Building Trustworthy, Sustainable Data Engineering and MLOps Competence
Keywords:
data engineering, MLOps, trustworthy AI, cloud-native systems, sustainable computing, curriculum framework, reproducibility, cybersecurityAbstract
The use of data engineering as a core competency in modern computing is increasingly becoming a significant factor in supporting operational and strategic decision-making by organisations. This trend has increased the responsibilities of the data engineers to include not only database management, extract-transform-load operations, and code implementation. The modern data engineering practice demands an understanding of system reliability, cybersecurity, privacy, reproducibility, governance, performance engineering, MLOps, and sustainable computing. This desk-study synthesises the recent academic literature, curriculum frameworks, standards, and policy documents published between 2021 and 2026 to create a curriculum and governance framework of trustful data engineering education. The study is based on the guidance of competency-based computing curriculum, artificial intelligence risk management frameworks, reproducibility badging standards, cloud and serverless data pipeline research, MLOps education evidence, and energy-related analysis of artificial intelligence infrastructure. The results build the recommendation that data engineering education needs to be refocused not towards a pipeline-based approach to data engineering but towards an integrated trustworthiness-pipeline model.
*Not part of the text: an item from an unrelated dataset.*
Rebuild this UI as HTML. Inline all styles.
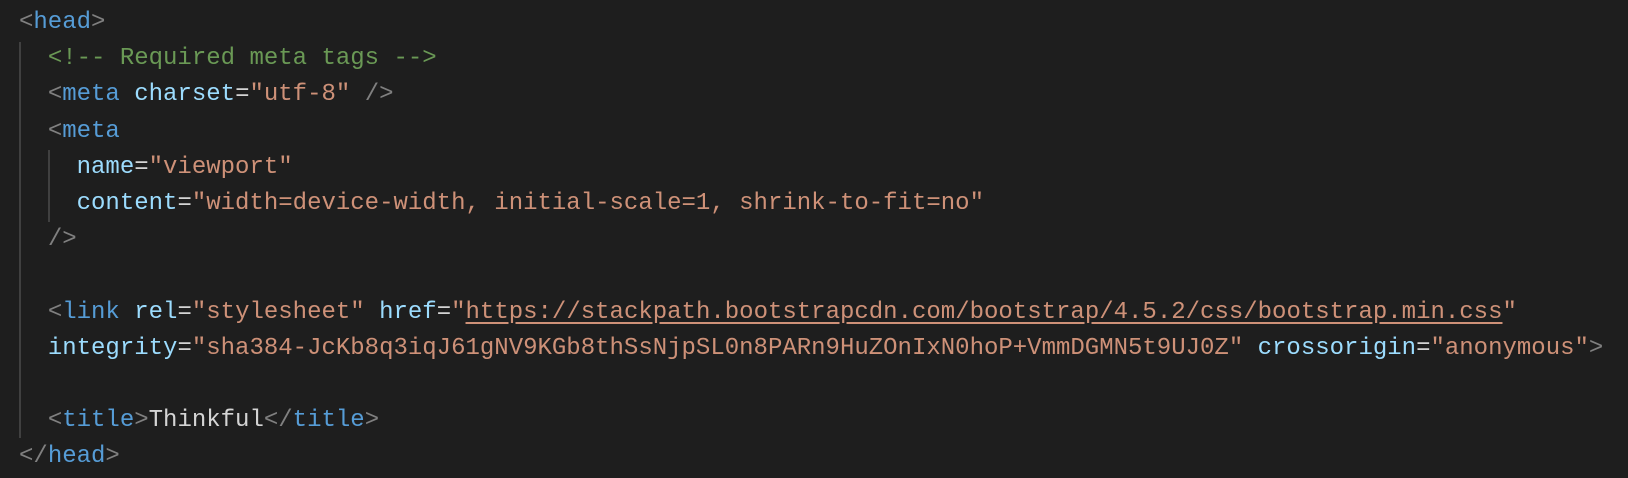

Under this model, students will be evaluated based not just on whether data systems work, but also on whether those systems are secure, reliable, reproducible, auditable, governable, energy-conscious and capable of being deployed into the real world. The proposed framework comprises cloud-native architecture, data pipeline orchestration, security and privacy engineering, reliability and performance engineering, MLOps lifecycle governance, reproducible artifacts, and sustainable computing. The paper comes to the conclusion that data engineering degree programs need to teach graduates to be productionally accountable and not just isolated technical implementers.